==== Working data

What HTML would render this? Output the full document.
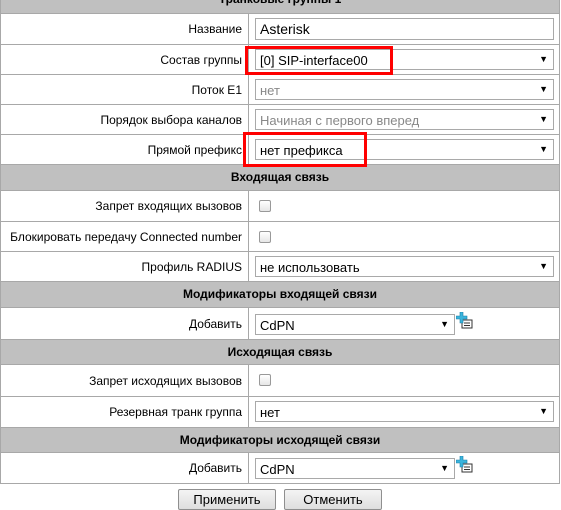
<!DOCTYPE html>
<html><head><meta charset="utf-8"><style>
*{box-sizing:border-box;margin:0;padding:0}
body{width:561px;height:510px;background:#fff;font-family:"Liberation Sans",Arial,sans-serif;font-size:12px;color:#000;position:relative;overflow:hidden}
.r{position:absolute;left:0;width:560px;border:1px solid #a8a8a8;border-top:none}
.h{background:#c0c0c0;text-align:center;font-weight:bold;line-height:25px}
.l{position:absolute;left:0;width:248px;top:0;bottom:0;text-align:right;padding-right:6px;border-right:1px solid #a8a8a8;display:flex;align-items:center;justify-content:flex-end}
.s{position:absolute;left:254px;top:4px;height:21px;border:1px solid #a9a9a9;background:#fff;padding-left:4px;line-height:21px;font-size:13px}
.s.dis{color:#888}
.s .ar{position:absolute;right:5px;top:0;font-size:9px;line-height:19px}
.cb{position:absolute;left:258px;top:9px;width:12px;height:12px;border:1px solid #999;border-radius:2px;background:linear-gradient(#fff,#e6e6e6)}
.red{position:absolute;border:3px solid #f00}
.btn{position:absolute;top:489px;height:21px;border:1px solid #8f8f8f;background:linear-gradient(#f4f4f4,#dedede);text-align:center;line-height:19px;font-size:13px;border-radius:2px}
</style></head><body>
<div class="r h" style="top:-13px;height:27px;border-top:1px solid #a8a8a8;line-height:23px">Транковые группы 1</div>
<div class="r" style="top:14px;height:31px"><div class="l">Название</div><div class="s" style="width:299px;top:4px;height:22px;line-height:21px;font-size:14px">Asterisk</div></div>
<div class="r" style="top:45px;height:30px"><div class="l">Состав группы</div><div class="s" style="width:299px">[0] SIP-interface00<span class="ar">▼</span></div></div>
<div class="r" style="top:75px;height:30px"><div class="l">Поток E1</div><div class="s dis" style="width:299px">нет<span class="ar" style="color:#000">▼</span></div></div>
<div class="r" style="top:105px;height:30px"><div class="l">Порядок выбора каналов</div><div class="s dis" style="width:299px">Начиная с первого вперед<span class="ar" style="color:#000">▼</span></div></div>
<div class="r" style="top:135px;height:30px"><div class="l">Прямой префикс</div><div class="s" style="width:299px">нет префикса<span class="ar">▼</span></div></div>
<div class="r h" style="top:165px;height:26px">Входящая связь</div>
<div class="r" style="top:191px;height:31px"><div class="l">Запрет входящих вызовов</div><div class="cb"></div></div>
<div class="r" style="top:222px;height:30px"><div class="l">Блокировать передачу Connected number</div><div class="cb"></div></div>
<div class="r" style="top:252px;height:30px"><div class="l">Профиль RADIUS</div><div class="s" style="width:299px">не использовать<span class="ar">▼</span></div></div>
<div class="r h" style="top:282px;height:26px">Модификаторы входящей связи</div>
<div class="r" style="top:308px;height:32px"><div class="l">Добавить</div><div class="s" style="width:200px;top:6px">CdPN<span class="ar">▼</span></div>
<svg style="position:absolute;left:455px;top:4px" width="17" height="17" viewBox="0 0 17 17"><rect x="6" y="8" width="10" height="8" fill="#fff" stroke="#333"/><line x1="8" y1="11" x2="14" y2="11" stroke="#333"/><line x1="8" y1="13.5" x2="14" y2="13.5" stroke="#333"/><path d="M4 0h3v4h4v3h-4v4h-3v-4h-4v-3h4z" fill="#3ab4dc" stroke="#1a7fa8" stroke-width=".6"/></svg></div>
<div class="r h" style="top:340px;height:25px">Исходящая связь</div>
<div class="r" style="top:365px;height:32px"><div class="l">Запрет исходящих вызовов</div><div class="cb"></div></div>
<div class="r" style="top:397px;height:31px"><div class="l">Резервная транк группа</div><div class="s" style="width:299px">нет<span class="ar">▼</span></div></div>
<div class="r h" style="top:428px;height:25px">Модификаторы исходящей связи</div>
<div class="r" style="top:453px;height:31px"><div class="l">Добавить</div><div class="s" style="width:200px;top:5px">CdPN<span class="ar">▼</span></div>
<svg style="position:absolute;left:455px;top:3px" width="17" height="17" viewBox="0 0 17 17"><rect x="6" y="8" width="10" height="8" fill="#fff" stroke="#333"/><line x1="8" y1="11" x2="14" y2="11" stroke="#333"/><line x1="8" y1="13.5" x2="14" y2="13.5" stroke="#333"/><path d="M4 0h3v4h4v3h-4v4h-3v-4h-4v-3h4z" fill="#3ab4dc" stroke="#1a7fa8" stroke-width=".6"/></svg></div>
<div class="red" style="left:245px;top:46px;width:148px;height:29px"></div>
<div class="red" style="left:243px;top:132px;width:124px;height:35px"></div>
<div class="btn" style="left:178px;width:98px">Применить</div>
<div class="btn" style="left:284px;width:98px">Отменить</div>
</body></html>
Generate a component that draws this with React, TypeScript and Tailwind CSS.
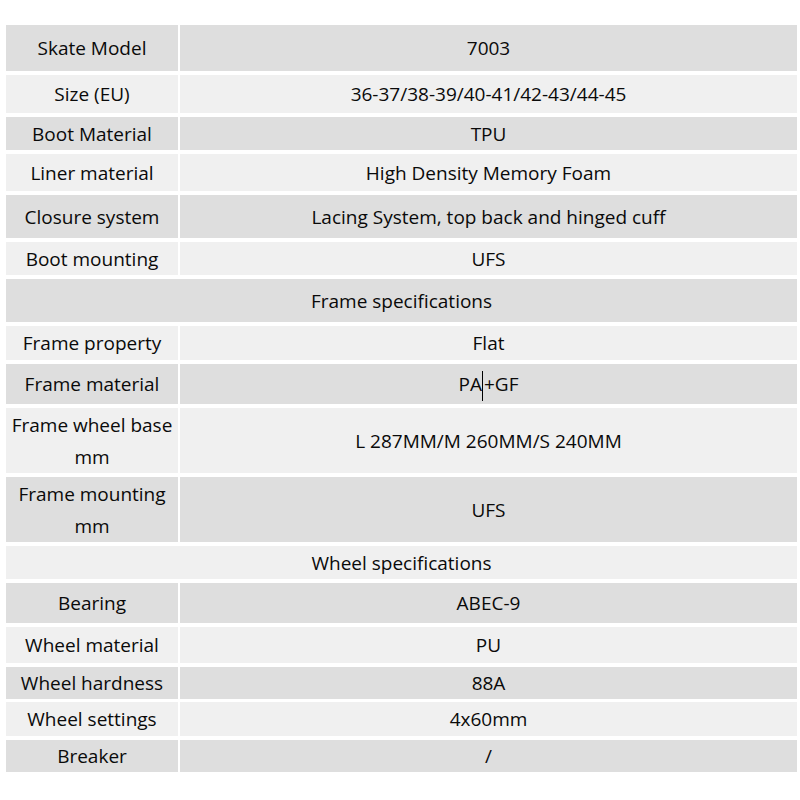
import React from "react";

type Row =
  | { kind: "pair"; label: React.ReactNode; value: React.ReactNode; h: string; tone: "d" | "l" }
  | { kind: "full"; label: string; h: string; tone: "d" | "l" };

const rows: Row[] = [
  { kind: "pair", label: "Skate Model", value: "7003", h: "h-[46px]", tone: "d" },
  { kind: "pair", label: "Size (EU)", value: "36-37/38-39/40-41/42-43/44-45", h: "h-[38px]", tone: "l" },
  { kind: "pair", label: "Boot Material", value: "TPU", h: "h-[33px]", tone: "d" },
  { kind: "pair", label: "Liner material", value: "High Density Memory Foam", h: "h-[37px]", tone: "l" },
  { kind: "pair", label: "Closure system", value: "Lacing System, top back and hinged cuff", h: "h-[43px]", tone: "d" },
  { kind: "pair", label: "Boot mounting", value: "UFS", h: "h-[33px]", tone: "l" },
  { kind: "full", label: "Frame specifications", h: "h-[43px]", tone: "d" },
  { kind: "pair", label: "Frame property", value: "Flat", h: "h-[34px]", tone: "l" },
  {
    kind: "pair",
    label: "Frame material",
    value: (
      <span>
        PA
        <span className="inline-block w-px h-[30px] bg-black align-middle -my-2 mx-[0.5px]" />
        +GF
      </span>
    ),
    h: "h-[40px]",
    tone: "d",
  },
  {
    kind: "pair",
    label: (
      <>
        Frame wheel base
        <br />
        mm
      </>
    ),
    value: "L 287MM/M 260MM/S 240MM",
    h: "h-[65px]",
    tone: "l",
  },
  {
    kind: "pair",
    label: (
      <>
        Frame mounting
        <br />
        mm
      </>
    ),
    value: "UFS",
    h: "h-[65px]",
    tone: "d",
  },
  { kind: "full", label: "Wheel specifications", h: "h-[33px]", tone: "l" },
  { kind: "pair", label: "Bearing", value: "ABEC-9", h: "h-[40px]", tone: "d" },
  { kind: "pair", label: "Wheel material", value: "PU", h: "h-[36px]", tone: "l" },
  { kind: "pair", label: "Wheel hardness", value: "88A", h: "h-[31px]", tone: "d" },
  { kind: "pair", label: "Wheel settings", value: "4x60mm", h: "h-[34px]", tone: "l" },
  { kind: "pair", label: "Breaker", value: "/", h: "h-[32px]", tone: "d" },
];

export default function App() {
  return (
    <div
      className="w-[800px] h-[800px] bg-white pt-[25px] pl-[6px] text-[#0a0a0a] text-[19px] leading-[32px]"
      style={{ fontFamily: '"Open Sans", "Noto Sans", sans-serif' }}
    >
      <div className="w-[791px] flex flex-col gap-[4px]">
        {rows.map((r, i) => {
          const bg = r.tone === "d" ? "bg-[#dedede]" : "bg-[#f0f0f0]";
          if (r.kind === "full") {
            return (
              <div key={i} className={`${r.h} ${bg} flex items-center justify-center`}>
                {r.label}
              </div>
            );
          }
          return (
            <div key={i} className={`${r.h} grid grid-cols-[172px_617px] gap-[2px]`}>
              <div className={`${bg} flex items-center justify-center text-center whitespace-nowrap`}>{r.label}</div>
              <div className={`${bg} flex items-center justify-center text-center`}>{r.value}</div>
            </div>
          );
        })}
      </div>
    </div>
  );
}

========

**Your instructions**
Give back, unchanged, each line from the one containing "Generate a component" through the one containing "string; h: string;". Pictures are to be left out.

**Result of this task**
Generate a component that draws this with React, TypeScript and Tailwind CSS.
import React from "react";

type Row =
  | { kind: "pair"; label: React.ReactNode; value: React.ReactNode; h: string; tone: "d" | "l" }
  | { kind: "full"; label: string; h: string; tone: "d" | "l" };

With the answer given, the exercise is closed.